Denise and Derrek appear to be the perfect couple, but can their love for each other and their family overcome their deepening drug addictions?
As this sketchy novella opens, Denise and Derrek are at a 12-step meeting. Derrek, whose parents were drug addicts, has decided that they need help quitting what his wife of 15 years considers merely recreational drug use. Denise, unlike her husband, came from a "good" family, and as a nurse, she believes she understands and can control both their joint cocaine use and her increasing reliance on Vicodin. What Derrek doesn't know is that Denise isn't serious about giving up a habit that she doesn't consider dangerous.
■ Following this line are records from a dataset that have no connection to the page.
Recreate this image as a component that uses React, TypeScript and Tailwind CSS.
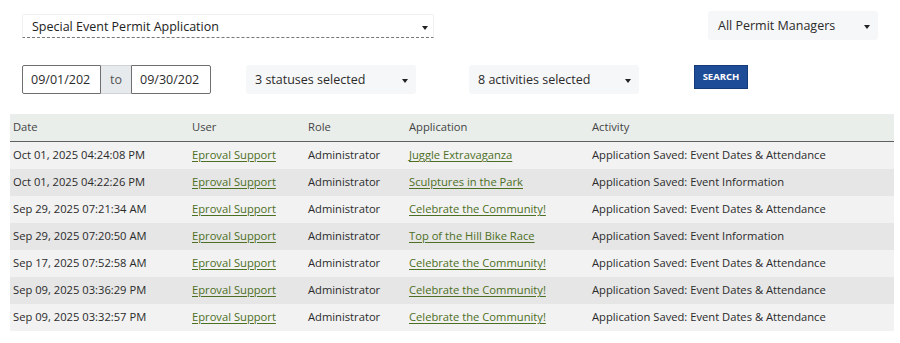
import React from "react";

const rows = [
  { date: "Oct 01, 2025 04:24:08 PM", app: "Juggle Extravaganza", activity: "Application Saved: Event Dates & Attendance" },
  { date: "Oct 01, 2025 04:22:26 PM", app: "Sculptures in the Park", activity: "Application Saved: Event Information" },
  { date: "Sep 29, 2025 07:21:34 AM", app: "Celebrate the Community!", activity: "Application Saved: Event Dates & Attendance" },
  { date: "Sep 29, 2025 07:20:50 AM", app: "Top of the Hill Bike Race", activity: "Application Saved: Event Information" },
  { date: "Sep 17, 2025 07:52:58 AM", app: "Celebrate the Community!", activity: "Application Saved: Event Dates & Attendance" },
  { date: "Sep 09, 2025 03:36:29 PM", app: "Celebrate the Community!", activity: "Application Saved: Event Dates & Attendance" },
  { date: "Sep 09, 2025 03:32:57 PM", app: "Celebrate the Community!", activity: "Application Saved: Event Dates & Attendance" },
];

const Caret = () => (
  <span className="inline-block w-0 h-0 border-l-[3.5px] border-r-[3.5px] border-t-[4px] border-l-transparent border-r-transparent border-t-[#222]" />
);

const Select = ({ label, className }: { label: string; className: string }) => (
  <div
    className={`flex items-center justify-between bg-[#f6f7f8] rounded-[3px] pt-[2px] pl-[9px] pr-[8px] h-[29px] text-[12.5px] text-[#2b2b2b] ${className}`}
  >
    <span>{label}</span>
    <Caret />
  </div>
);

export default function App() {
  return (
    <div className="w-[900px] h-[343px] bg-white font-['Open_Sans',sans-serif] text-[#2b2b2b] relative">
      {/* filters */}
      <div className="flex justify-between pl-[22px] pr-[22px] pt-[11px]">
        <div
          className="mt-[3px] w-[412px] h-[24px] flex items-center justify-between pt-[3px] pl-[9px] pr-[5px] border border-[#f1f1f1] border-b-[#777] text-[12.5px] text-[#222] rounded-t-[2px]"
          style={{ borderBottomStyle: "dashed" }}
        >
          <span>Special Event Permit Application</span>
          <Caret />
        </div>
        <Select label="All Permit Managers" className="w-[170px] pl-[10px]" />
      </div>

      <div className="flex items-start pl-[22px] mt-[25px]">
        <div className="flex h-[29px] text-[12.5px]">
          <div className="w-[79px] border border-[#6f6f6f] rounded-l-[2px] flex items-center pt-[1px] pl-[8px] text-[#2b2b2b]">
            09/01/202
          </div>
          <div className="w-[30px] bg-[#e7eaed] border-y border-[#cfd3d6] flex items-center justify-center pt-[1px] text-[#555]">
            to
          </div>
          <div className="w-[80px] border border-[#6f6f6f] rounded-r-[2px] flex items-center pt-[1px] pl-[8px] text-[#2b2b2b]">
            09/30/202
          </div>
        </div>
        <Select label="3 statuses selected" className="w-[170px] ml-[35px]" />
        <Select label="8 activities selected" className="w-[170px] ml-[53px]" />
        <button className="ml-[55px] w-[54px] h-[24px] bg-[#1f4c96] border border-[#153a78] text-white text-[9.5px] font-bold flex items-center justify-center">
          SEARCH
        </button>
      </div>

      {/* table */}
      <div className="mx-[10px] mt-[20px] w-[884px] text-[11.2px]">
        <div className="flex h-[28px] items-center bg-[#e9eeeb] border-b-[1.5px] border-[#5f5f5f] text-[#444]">
          <div className="w-[182px] pl-[3px]">Date</div>
          <div className="w-[116px]">User</div>
          <div className="w-[101px]">Role</div>
          <div className="w-[183px]">Application</div>
          <div>Activity</div>
        </div>
        {rows.map((r, i) => (
          <div
            key={i}
            className={`flex h-[27px] items-center ${i % 2 === 0 ? "bg-[#f2f2f2]" : "bg-[#e6e6e6]"}`}
          >
            <div className="w-[182px] pl-[3px]">{r.date}</div>
            <div className="w-[116px]">
              <a className="text-[#4d6f24] underline underline-offset-2">Eproval Support</a>
            </div>
            <div className="w-[101px]">Administrator</div>
            <div className="w-[183px]">
              <a className="text-[#4d6f24] underline underline-offset-2">{r.app}</a>
            </div>
            <div>{r.activity}</div>
          </div>
        ))}
      </div>
    </div>
  );
}
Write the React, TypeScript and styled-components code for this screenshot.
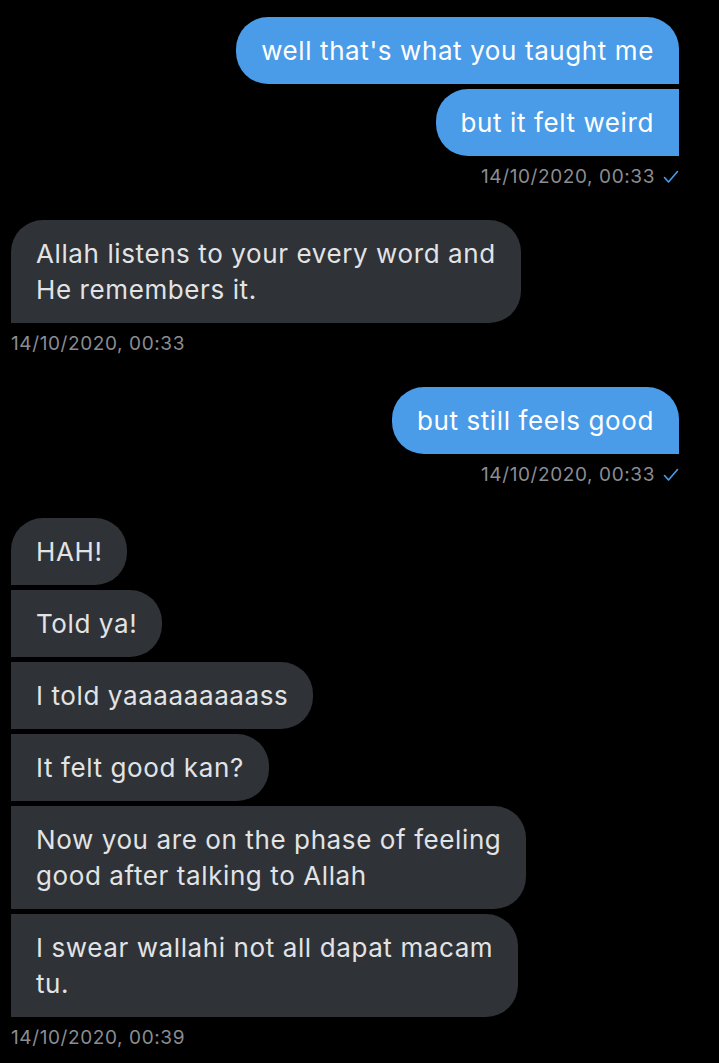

What neither realizes is that both are vulnerable and that a family crisis will push them over the edge. Before long, they're both using again and moving into harder drugs that not only endanger their livelihoods and their comfortable upper-middle-class lifestyle, but eventually the health and happiness of their daughters. Roby (The Reverend's Wife, 2012, etc.) keeps to her fast, sexy, moralistic style; there is little doubt that love and faith will win out, especially for such an attractive couple. What keeps the adult fairy-tale formula from completely satisfying, however, is its sketchiness. The effects of the drugs, for example, are vague. The secondary characters, such as kindly old Lula from whom Denise steals drugs, are flat stereotypes. And details, like the health scare that starts Derrek using again, are mentioned after the fact, as if the author decided on a motive too late and didn't want to bother going back. This might hold fans until the next installation of the author's Reverend Curtis Black novels, but it won't win over new readers.
An outline, rather than a fully drawn study, of a beautiful couple's trials with addiction, their predictable redemption too easily won.